** REQUIRED TASK **
Filter for the word "this" and keep each matching line.

============================================================

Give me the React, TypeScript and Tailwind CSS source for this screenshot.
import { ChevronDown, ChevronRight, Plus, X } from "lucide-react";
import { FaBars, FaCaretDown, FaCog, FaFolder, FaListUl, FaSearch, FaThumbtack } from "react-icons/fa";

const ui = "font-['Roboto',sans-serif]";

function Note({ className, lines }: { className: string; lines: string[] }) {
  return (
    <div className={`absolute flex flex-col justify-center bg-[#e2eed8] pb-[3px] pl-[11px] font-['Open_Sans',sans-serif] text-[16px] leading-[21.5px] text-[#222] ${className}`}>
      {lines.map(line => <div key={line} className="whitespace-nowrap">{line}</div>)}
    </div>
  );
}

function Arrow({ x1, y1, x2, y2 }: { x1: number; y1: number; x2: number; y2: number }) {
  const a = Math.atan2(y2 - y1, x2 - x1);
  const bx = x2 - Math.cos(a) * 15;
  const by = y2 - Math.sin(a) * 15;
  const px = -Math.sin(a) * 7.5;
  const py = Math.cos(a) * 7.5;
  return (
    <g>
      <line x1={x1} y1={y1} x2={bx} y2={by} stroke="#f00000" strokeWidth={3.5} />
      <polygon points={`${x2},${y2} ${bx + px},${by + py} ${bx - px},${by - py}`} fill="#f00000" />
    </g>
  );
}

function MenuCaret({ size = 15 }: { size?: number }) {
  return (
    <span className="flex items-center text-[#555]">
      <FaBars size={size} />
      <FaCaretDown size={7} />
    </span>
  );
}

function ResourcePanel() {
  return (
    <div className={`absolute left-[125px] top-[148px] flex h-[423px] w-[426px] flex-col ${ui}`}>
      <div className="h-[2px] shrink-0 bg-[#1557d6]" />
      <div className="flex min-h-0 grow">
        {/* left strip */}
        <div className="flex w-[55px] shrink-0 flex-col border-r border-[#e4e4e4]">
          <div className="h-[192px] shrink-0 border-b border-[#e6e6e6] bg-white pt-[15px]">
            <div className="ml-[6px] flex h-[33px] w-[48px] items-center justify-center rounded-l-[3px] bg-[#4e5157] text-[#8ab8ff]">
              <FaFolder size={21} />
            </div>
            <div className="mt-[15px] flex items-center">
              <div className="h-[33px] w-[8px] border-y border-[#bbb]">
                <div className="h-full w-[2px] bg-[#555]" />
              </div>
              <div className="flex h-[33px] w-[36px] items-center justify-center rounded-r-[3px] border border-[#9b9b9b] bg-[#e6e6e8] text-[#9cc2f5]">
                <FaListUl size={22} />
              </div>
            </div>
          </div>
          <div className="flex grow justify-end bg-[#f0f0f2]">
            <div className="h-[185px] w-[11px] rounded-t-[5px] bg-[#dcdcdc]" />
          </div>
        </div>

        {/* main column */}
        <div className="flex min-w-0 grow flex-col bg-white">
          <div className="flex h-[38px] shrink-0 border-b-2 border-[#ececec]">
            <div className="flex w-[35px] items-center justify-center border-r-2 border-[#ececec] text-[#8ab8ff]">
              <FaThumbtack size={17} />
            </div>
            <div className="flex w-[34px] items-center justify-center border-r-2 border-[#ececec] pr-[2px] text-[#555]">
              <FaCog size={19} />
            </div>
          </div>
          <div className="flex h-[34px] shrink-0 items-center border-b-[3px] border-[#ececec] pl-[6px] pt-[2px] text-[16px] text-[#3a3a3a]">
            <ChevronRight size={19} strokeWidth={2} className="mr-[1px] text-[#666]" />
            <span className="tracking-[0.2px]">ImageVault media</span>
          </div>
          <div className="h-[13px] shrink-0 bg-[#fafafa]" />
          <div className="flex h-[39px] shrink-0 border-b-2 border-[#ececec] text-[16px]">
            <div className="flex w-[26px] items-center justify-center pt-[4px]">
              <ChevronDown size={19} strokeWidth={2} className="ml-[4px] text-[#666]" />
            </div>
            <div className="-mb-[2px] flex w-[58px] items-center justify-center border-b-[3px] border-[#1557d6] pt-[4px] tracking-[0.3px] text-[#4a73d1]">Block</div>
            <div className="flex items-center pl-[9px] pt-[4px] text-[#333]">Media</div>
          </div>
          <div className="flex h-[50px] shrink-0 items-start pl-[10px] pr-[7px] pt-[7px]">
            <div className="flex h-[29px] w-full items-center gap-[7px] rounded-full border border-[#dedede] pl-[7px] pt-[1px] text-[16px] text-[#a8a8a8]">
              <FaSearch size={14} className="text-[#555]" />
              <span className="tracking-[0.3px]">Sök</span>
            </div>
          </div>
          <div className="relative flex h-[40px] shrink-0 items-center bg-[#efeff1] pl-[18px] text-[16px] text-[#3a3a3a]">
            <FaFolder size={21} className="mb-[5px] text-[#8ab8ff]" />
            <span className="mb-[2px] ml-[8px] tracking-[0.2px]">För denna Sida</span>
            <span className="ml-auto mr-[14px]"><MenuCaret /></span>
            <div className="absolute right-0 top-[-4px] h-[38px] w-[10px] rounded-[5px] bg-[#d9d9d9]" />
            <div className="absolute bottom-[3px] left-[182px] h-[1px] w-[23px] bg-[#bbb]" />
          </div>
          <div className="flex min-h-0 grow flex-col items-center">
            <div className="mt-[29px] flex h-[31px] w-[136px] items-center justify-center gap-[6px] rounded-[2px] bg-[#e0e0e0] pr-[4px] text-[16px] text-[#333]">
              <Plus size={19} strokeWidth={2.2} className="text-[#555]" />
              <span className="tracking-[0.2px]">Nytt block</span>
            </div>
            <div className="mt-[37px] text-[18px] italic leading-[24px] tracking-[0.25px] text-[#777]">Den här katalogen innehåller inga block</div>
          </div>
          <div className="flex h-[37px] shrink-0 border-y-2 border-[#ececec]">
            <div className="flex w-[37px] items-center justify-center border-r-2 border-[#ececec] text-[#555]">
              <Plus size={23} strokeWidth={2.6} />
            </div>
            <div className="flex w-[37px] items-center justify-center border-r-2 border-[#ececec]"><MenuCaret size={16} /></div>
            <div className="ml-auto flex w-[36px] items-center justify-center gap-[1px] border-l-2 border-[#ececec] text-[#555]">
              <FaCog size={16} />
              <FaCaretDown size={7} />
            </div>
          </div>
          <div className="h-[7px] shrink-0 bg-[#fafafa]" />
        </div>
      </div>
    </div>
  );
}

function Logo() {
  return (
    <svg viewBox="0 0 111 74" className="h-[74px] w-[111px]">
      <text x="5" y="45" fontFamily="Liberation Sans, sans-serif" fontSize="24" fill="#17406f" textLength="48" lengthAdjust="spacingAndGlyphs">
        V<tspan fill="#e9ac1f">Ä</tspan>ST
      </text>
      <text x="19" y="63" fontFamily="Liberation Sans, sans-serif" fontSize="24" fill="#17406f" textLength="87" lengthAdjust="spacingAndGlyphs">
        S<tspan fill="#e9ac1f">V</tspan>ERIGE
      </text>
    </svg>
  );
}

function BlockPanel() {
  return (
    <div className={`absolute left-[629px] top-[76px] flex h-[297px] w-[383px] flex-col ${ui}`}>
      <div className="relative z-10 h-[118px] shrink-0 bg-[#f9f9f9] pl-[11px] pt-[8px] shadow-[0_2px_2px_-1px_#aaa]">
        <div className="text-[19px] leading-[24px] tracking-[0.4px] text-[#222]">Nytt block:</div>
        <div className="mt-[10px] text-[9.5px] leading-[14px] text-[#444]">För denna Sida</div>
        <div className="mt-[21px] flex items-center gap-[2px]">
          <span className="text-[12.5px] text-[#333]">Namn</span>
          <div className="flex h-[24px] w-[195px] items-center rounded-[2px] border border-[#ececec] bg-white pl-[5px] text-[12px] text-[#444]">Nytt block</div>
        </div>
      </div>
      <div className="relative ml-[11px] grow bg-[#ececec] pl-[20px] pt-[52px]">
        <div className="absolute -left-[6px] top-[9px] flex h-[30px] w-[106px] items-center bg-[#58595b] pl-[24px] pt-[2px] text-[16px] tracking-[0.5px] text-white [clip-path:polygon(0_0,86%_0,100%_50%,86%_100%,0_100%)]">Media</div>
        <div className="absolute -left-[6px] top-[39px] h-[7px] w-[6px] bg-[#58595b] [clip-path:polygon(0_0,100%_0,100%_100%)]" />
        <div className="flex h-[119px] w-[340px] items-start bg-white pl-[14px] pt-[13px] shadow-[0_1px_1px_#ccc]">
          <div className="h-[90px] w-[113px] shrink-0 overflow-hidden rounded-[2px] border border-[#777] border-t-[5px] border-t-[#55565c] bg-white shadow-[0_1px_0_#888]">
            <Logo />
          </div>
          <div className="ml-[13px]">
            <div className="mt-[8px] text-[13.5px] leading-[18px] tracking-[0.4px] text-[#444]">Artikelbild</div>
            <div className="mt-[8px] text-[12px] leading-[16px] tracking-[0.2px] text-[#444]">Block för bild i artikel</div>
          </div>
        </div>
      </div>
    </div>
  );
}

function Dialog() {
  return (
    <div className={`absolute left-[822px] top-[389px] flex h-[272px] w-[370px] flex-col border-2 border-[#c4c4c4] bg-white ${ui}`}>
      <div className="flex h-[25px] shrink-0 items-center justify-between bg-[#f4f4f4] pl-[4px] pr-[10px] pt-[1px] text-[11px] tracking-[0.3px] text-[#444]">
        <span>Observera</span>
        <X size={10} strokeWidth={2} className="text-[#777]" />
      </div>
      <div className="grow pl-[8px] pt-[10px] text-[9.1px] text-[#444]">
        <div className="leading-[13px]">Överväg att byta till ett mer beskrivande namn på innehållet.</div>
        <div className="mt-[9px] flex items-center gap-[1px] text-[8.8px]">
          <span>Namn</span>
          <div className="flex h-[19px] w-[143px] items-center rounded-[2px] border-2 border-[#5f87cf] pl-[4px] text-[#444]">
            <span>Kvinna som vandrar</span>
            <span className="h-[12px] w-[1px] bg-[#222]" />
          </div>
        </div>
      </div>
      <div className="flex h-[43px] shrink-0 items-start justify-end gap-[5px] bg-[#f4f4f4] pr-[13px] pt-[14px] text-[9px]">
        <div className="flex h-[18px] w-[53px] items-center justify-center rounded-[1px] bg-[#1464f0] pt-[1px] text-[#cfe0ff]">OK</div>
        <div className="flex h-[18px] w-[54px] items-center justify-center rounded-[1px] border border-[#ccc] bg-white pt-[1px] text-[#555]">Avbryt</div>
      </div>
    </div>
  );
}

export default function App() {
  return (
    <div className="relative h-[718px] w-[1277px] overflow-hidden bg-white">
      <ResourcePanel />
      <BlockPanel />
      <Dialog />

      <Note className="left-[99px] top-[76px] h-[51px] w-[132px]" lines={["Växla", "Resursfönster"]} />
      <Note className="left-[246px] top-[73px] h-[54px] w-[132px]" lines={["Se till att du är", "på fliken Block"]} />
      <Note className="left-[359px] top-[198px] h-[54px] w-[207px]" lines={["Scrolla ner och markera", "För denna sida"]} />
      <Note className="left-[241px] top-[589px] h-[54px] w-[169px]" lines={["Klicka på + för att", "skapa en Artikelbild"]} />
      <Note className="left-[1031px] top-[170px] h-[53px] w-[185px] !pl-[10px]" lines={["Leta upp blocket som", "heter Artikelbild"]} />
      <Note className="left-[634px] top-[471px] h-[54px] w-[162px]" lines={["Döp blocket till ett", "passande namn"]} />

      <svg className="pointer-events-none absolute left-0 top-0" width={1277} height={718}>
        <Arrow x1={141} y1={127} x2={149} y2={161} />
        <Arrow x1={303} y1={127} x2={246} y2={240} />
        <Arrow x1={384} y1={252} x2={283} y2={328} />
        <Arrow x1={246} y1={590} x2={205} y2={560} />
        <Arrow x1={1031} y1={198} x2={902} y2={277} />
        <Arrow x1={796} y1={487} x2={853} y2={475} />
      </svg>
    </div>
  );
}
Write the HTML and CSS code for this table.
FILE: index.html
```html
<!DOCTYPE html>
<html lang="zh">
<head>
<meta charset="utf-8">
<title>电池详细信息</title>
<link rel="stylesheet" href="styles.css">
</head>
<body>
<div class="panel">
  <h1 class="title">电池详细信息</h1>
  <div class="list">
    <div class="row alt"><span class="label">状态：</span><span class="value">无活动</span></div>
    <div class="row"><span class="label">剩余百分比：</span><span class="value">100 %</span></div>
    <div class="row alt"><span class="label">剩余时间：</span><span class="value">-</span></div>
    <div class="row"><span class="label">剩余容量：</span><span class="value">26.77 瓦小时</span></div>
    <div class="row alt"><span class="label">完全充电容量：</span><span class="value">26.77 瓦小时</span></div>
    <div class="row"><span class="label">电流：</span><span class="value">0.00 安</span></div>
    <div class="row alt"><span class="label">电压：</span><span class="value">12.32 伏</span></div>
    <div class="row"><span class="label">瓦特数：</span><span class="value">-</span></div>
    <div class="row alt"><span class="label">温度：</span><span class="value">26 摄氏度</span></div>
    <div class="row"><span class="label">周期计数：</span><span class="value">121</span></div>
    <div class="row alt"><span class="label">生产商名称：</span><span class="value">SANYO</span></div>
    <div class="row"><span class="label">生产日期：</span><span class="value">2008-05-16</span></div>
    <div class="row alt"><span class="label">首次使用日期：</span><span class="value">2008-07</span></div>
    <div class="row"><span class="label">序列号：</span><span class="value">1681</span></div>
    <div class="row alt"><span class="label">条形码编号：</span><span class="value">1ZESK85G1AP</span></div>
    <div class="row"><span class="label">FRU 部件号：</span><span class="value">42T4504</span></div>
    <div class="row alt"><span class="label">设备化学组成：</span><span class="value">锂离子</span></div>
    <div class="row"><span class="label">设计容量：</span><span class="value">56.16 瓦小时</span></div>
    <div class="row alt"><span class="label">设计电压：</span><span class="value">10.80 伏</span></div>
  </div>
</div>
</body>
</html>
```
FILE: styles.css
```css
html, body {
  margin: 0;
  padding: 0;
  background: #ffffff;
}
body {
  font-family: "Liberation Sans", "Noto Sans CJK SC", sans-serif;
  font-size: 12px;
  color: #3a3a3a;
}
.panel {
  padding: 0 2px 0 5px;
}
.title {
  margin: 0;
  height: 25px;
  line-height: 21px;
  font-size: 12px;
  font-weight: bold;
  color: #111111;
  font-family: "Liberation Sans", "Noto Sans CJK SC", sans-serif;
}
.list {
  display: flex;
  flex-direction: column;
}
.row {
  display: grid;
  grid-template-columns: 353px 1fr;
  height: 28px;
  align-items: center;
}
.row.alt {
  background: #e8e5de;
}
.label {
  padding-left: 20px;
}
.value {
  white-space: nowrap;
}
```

============================================================

** CORRECT RESPONSE **
Give me the React, TypeScript and Tailwind CSS source for this screenshot.
Write the HTML and CSS code for this table.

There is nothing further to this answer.